Despite disagreements among progressives about the referendum’s potential impact, the shared objective of pushing for more profound change can be a rallying point. A key imperative, now more than ever, is the formation of a robust coalition to operate on multiple fronts, advocating not just for representation but for deep-seated structural reforms that challenge the very foundations of systemic injustice. This means establishing and reinforcing grassroots organizations, amplifying marginalized voices, and crafting new discourses that escape the trappings of the status quo.
In this ongoing struggle, progressives should extend their focus beyond referendums to a multifaceted strategy. This should include educating communities against disinformation, legal advocacy, and shaping public opinion through means including civil disobedience. In a country that prides itself on the ethos of a “fair go,” it is incumbent upon the state and federal governments to safeguard that principle across all societal domains, including the media landscape. The disproportionate influence wielded by corporate media giants (the so-called weapons of mass deception and distraction) poses a significant threat to balanced information dissemination.

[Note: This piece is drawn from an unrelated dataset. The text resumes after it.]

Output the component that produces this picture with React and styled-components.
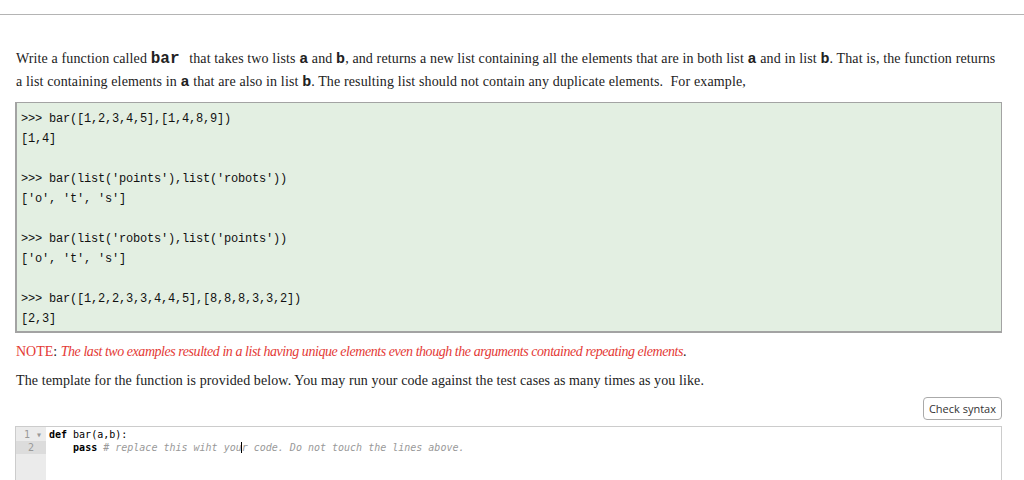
import React from 'react';
import styled, { createGlobalStyle } from 'styled-components';

const GlobalStyle = createGlobalStyle`
  body {
    margin: 0;
    background: #fff;
    font-family: "Liberation Serif", serif;
    color: #222;
  }
`;

const Page = styled.div`
  border-top: 1px solid #b4b4b4;
  margin-top: 14px;
  padding: 33px 22px 0 15px;
`;

const Para = styled.p`
  margin: 0 0 0 1px;
  font-size: 14px;
  line-height: 22px;
  letter-spacing: 0.13px;
  white-space: nowrap;
`;

const Tt = styled.code`
  font-family: "Liberation Mono", monospace;
  font-weight: bold;
  letter-spacing: 0;
  font-size: ${(p) => (p.big ? '16px' : '15px')};
  margin-right: ${(p) => (p.big ? '6px' : '0')};
`;

const Examples = styled.pre`
  margin: 8px 0 0;
  background: #e3efe2;
  border: 1px solid #a3a3a3;
  border-left-width: 2px;
  border-bottom-width: 2px;
  padding: 6px 4px 2px;
  font-family: "Liberation Mono", monospace;
  font-size: 12px;
  line-height: 20px;
  letter-spacing: -0.2px;
  color: #111;
`;

const Note = styled.p`
  margin: 8px 0 0 1px;
  font-size: 14px;
  line-height: 22px;
  color: #e43a36;
  white-space: nowrap;
  em {
    font-style: italic;
    letter-spacing: -0.45px;
  }
  span {
    color: #222;
  }
`;

const Template = styled(Para)`
  margin-top: 7px;
  letter-spacing: 0.1px;
`;

const Toolbar = styled.div`
  display: flex;
  justify-content: flex-end;
  margin-top: 5px;
`;

const Button = styled.button`
  font-family: "Open Sans", "Liberation Sans", sans-serif;
  font-size: 11px;
  color: #333;
  background: #fff;
  border: 1px solid #aaa;
  border-radius: 4px;
  padding: 0 5px;
  height: 23px;
`;

const Editor = styled.div`
  margin-top: 6px;
  border: 1px solid #ccc;
  display: flex;
  height: 60px;
  font-family: "DejaVu Sans Mono", monospace;
  font-size: 10px;
  line-height: 13px;
`;

const Gutter = styled.div`
  width: 30px;
  background: #ebebeb;
  padding-top: 1px;
`;

const LineNo = styled.div`
  background: ${(p) => (p.active ? '#dcdcdc' : 'transparent')};
  color: #999;
  text-align: right;
  padding-right: ${(p) => (p.fold ? '4px' : '12px')};
`;

const Code = styled.div`
  flex: 1;
  padding: 1px 0 0 3px;
  white-space: pre;
  color: #000;
`;

const Kw = styled.b`
  font-weight: bold;
`;

const Comment = styled.span`
  color: #999;
  font-style: italic;
`;

const Caret = styled.span`
  border-left: 1px solid #000;
  margin-left: -1px;
`;

const examples = [
  [">>> bar([1,2,3,4,5],[1,4,8,9])", "[1,4]"],
  [">>> bar(list('points'),list('robots'))", "['o', 't', 's']"],
  [">>> bar(list('robots'),list('points'))", "['o', 't', 's']"],
  [">>> bar([1,2,2,3,3,4,4,5],[8,8,8,3,3,2])", "[2,3]"],
];

export default function App() {
  return (
    <>
      <GlobalStyle />
      <Page>
        <Para>
          Write a function called <Tt big>bar</Tt> that takes two lists <Tt>a</Tt> and <Tt>b</Tt>, and returns a new list containing all the elements that are in both list <Tt>a</Tt> and in list <Tt>b</Tt>. That is, the function returns
          <br />
          a list containing elements in <Tt>a</Tt> that are also in list <Tt>b</Tt>. The resulting list should not contain any duplicate elements.&nbsp; For example,
        </Para>
        <Examples>
          {examples.map((ex, i) => (
            <React.Fragment key={i}>
              {ex[0]}
              {'\n'}
              {ex[1]}
              {i < examples.length - 1 ? '\n\n' : ''}
            </React.Fragment>
          ))}
        </Examples>
        <Note>
          NOTE<span>:</span> <em>The last two examples resulted in a list having unique elements even though the arguments contained repeating elements</em><span>.</span>
        </Note>
        <Template>
          The template for the function is provided below. You may run your code against the test cases as many times as you like.
        </Template>
        <Toolbar>
          <Button>Check syntax</Button>
        </Toolbar>
        <Editor>
          <Gutter>
            <LineNo fold>1 ▾</LineNo>
            <LineNo active>2</LineNo>
          </Gutter>
          <Code>
            <Kw>def</Kw> bar(a,b):{'\n'}
            {'    '}<Kw>pass</Kw> <Comment># replace this wiht you<Caret />r code. Do not touch the lines above.</Comment>
          </Code>
        </Editor>
      </Page>
    </>
  );
}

Both the overt and covert forms of the racist right have been stirred – the latter masquerading behind purported concerns for the repercussions of the Voice initiative on First Nations communities. Their heightened fervour should serve as a stark reminder that complacency is not an option for those (of us) committed to a truly just and genuinely sustainable future. Anything less than a coordinated, sustained grassroots effort could result in ceding crucial ground before the real battle has even begun.